The conference began with a huge smile from Luke’s teacher. The teacher consultant walked in and sat down. She began with a huge smile on her face, as well.
“Luke is just a neat kid, ” she said.
“He really is. I was so excited when I found out he was going to be my student this year because I had heard what a neat kid he is,” his teacher replied.
Luke is a neat kid. I never really would have thought to use that word, but it fits him. The remainder of his conference was uneventful, just the usual run-through of his vision problems.
As we were leaving, we decided to say hi to another staff member who works with Luke. She had a smile on her face and said she was happy we stopped by––she had a story to tell us. Luke had made her month by helping another student (not a friend) who was having a hard time with another kid at recess. He came up with an idea that he and some others would go together at recess that day and talk to the kid. Luke also suggested that they could all play together after. When I put myself in the mind of an eight-year-old, this is a huge thing. To help someone who is struggling and to play at recess with someone you wouldn’t normally play with shows how amazing my kid is. The last thing she said was what a natural leader Luke is. I know he is, I really do. Yet, sometimes in the midst of all my parenting, I forget and overlook this.

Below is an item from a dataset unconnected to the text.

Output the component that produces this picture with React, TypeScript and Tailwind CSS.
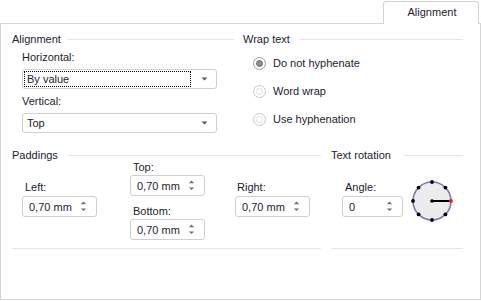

Luke is a good student and I love that he is. He is more than a good student, though. He is a neat kid. The kind that makes teachers excited to have him in their class. He is a natural leader. The type of leader who looks out for others. He is more than my son, as well. He is a friend to many. The kind of friend who is kind and accepting. He is more than I ever imagined my child could be and more than I could ever take credit for. He is Luke, and in this world that is cruel and selfish, it is a great thing to be a “Luke”.